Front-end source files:

___

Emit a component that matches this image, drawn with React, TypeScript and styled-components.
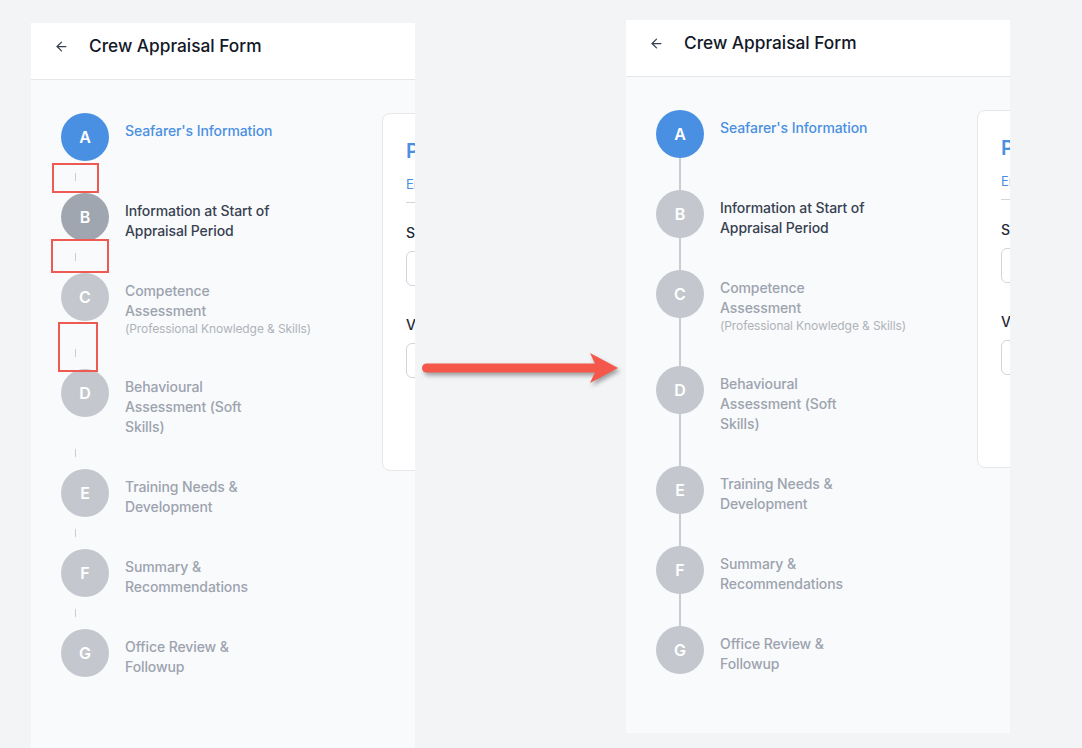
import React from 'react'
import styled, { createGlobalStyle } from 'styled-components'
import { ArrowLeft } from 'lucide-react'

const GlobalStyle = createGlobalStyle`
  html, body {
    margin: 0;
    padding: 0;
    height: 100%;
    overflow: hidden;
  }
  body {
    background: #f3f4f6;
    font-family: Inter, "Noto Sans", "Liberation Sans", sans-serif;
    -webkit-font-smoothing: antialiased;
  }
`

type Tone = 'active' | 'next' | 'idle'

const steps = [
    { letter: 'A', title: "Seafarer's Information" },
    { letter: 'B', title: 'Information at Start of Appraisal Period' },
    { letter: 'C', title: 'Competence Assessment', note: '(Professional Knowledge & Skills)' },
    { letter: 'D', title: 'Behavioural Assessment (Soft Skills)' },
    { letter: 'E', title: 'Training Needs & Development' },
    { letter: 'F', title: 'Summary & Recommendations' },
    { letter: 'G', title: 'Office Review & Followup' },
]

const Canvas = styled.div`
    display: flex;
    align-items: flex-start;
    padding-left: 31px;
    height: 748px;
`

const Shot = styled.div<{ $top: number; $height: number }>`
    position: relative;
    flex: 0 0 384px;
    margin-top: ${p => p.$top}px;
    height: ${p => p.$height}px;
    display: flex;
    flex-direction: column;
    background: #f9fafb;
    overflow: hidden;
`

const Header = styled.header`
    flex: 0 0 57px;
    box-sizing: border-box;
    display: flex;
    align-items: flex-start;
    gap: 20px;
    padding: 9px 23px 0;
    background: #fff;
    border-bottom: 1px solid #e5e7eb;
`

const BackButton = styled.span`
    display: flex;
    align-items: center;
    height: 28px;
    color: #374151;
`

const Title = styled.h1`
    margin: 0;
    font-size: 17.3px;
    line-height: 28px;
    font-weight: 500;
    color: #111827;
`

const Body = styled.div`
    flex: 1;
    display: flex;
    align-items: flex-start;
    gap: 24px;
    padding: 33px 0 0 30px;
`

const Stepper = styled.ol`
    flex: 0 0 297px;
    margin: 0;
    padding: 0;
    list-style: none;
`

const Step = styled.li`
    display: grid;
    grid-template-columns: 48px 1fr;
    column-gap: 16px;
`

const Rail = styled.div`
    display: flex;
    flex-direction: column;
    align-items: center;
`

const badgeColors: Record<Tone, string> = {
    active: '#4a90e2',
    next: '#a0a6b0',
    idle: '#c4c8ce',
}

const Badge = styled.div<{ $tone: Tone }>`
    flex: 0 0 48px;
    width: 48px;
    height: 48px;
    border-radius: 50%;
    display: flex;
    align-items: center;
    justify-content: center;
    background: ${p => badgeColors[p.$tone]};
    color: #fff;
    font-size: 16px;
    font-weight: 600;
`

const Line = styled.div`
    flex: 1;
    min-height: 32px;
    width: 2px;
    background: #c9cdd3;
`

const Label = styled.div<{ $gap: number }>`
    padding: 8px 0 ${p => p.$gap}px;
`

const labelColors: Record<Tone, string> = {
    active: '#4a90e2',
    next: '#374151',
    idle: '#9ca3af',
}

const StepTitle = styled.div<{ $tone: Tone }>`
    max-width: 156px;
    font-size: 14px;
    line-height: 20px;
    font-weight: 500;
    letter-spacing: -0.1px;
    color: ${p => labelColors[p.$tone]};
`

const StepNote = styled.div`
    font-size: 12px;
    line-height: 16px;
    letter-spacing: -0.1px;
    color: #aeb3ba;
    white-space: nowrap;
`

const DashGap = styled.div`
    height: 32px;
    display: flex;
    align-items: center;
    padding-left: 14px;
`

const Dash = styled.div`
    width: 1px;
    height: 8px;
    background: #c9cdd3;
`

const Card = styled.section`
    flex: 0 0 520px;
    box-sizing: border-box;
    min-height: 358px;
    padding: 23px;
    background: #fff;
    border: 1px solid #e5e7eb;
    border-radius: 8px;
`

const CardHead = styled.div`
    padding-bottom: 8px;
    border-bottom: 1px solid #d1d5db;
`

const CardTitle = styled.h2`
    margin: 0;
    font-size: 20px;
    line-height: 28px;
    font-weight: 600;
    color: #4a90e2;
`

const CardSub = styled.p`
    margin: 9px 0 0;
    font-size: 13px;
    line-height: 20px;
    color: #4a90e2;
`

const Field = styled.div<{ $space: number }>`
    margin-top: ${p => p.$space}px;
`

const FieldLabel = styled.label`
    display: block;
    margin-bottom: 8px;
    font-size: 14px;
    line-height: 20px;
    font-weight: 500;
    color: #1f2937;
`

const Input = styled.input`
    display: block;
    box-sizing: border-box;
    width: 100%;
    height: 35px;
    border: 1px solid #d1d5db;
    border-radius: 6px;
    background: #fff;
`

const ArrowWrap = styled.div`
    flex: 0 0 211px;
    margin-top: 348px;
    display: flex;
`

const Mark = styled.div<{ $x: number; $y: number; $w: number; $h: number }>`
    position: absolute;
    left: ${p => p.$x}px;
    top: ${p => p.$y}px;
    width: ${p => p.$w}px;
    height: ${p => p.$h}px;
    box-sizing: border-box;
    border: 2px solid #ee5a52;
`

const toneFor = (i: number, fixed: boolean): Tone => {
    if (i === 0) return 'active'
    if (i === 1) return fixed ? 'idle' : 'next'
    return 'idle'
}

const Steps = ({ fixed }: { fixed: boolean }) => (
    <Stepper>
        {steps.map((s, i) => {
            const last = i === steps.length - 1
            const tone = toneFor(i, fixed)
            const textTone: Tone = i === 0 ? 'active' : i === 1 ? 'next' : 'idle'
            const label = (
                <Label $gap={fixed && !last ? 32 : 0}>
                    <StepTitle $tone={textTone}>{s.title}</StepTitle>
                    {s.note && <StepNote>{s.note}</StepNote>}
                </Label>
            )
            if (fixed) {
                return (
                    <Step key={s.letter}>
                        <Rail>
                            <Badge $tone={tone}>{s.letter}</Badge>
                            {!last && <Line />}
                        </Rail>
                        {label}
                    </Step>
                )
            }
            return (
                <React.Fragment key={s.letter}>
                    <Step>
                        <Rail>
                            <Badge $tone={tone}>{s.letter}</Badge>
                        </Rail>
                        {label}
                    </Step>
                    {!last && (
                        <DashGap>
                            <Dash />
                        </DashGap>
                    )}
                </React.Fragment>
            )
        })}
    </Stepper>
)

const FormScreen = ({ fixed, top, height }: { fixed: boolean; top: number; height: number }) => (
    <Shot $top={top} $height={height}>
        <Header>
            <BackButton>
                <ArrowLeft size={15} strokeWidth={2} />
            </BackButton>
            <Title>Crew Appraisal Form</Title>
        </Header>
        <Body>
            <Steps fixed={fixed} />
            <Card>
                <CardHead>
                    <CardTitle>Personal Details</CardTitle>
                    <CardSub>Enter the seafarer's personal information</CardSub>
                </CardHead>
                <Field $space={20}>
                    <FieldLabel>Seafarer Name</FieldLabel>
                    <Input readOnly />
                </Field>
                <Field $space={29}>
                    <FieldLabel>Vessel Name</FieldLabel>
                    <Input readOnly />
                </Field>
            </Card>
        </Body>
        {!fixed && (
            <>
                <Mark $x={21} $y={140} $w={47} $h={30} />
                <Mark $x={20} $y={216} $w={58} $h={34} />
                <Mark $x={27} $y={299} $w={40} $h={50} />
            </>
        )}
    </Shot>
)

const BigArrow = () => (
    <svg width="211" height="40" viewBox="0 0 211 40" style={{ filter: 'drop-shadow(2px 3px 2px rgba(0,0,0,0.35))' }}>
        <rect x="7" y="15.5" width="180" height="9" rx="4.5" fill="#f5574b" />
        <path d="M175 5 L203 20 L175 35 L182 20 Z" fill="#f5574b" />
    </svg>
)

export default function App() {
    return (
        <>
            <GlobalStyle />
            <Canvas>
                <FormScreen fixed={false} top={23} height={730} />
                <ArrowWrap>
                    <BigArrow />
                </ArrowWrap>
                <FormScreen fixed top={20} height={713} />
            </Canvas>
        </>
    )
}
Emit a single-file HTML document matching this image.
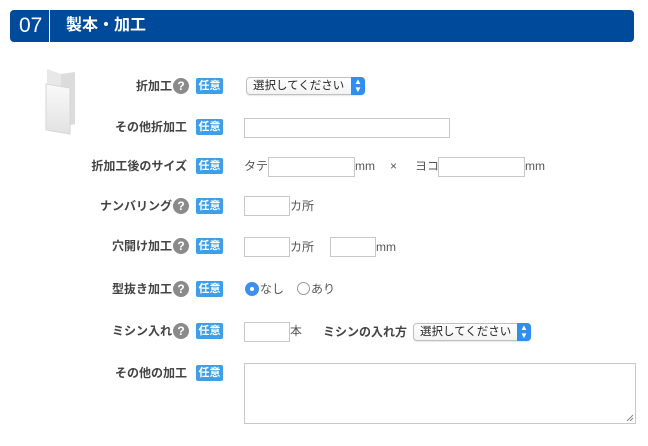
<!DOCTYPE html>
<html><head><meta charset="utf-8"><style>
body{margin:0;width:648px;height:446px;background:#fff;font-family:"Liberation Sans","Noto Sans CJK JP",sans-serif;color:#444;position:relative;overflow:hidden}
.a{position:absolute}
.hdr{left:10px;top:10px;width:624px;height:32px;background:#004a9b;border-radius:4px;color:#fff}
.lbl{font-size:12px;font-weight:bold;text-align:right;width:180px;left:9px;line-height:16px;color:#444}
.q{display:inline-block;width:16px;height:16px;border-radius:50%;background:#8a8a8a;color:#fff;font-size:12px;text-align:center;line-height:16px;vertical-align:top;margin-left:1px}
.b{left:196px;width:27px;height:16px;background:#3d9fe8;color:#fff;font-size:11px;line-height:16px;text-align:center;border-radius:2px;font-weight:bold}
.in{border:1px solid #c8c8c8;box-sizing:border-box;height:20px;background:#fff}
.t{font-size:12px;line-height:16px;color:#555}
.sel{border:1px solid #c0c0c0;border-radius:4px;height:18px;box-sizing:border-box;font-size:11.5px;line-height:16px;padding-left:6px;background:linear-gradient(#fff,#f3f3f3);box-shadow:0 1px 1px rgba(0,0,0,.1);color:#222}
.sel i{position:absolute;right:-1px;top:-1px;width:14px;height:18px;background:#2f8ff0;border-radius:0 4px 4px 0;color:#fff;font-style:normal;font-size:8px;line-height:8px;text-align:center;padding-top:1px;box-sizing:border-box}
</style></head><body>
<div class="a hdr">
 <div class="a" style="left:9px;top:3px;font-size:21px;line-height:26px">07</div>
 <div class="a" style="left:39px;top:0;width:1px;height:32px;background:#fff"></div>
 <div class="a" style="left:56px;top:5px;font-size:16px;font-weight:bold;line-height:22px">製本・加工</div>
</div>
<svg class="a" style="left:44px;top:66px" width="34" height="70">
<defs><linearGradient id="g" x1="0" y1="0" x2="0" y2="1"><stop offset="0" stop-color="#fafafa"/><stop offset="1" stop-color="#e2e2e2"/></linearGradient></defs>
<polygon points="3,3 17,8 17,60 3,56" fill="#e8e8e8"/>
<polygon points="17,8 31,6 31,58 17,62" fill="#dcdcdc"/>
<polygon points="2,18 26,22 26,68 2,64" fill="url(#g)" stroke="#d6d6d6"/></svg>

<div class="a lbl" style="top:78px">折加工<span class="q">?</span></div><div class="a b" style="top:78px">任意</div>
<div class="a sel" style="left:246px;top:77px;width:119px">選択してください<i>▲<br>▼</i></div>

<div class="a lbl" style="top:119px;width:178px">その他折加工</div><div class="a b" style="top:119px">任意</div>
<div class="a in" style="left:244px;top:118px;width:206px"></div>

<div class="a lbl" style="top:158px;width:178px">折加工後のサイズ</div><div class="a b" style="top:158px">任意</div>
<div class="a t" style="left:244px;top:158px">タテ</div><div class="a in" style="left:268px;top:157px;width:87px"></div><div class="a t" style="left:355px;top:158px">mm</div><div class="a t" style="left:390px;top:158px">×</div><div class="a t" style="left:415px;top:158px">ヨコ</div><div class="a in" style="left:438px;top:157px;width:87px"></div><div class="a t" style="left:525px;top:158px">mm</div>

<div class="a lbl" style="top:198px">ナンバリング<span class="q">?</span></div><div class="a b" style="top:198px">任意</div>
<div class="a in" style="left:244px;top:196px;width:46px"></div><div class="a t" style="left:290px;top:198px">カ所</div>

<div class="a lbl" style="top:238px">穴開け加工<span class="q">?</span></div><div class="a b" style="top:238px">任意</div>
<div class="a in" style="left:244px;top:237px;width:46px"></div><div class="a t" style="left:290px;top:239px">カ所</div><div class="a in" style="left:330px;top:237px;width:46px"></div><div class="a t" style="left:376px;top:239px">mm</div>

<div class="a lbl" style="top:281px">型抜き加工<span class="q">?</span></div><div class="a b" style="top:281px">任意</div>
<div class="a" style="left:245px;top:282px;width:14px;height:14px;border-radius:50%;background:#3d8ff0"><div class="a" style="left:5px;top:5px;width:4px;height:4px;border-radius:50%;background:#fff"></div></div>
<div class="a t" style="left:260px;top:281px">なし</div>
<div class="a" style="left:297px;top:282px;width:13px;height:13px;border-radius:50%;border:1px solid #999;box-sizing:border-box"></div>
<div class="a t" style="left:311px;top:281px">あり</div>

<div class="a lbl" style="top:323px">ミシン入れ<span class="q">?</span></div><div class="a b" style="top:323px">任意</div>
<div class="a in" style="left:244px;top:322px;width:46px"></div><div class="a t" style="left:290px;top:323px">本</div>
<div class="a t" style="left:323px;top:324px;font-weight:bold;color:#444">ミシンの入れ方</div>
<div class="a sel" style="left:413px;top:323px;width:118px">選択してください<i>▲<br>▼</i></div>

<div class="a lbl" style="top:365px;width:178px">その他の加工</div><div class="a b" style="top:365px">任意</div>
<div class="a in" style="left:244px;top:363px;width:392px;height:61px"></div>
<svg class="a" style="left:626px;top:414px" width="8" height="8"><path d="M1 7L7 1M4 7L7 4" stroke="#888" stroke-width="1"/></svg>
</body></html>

___

#### Stated problem:
Collect the lines of the data that carry the word "Emit".

#### Written response:
Emit a component that matches this image, drawn with React, TypeScript and styled-components.
Emit a single-file HTML document matching this image.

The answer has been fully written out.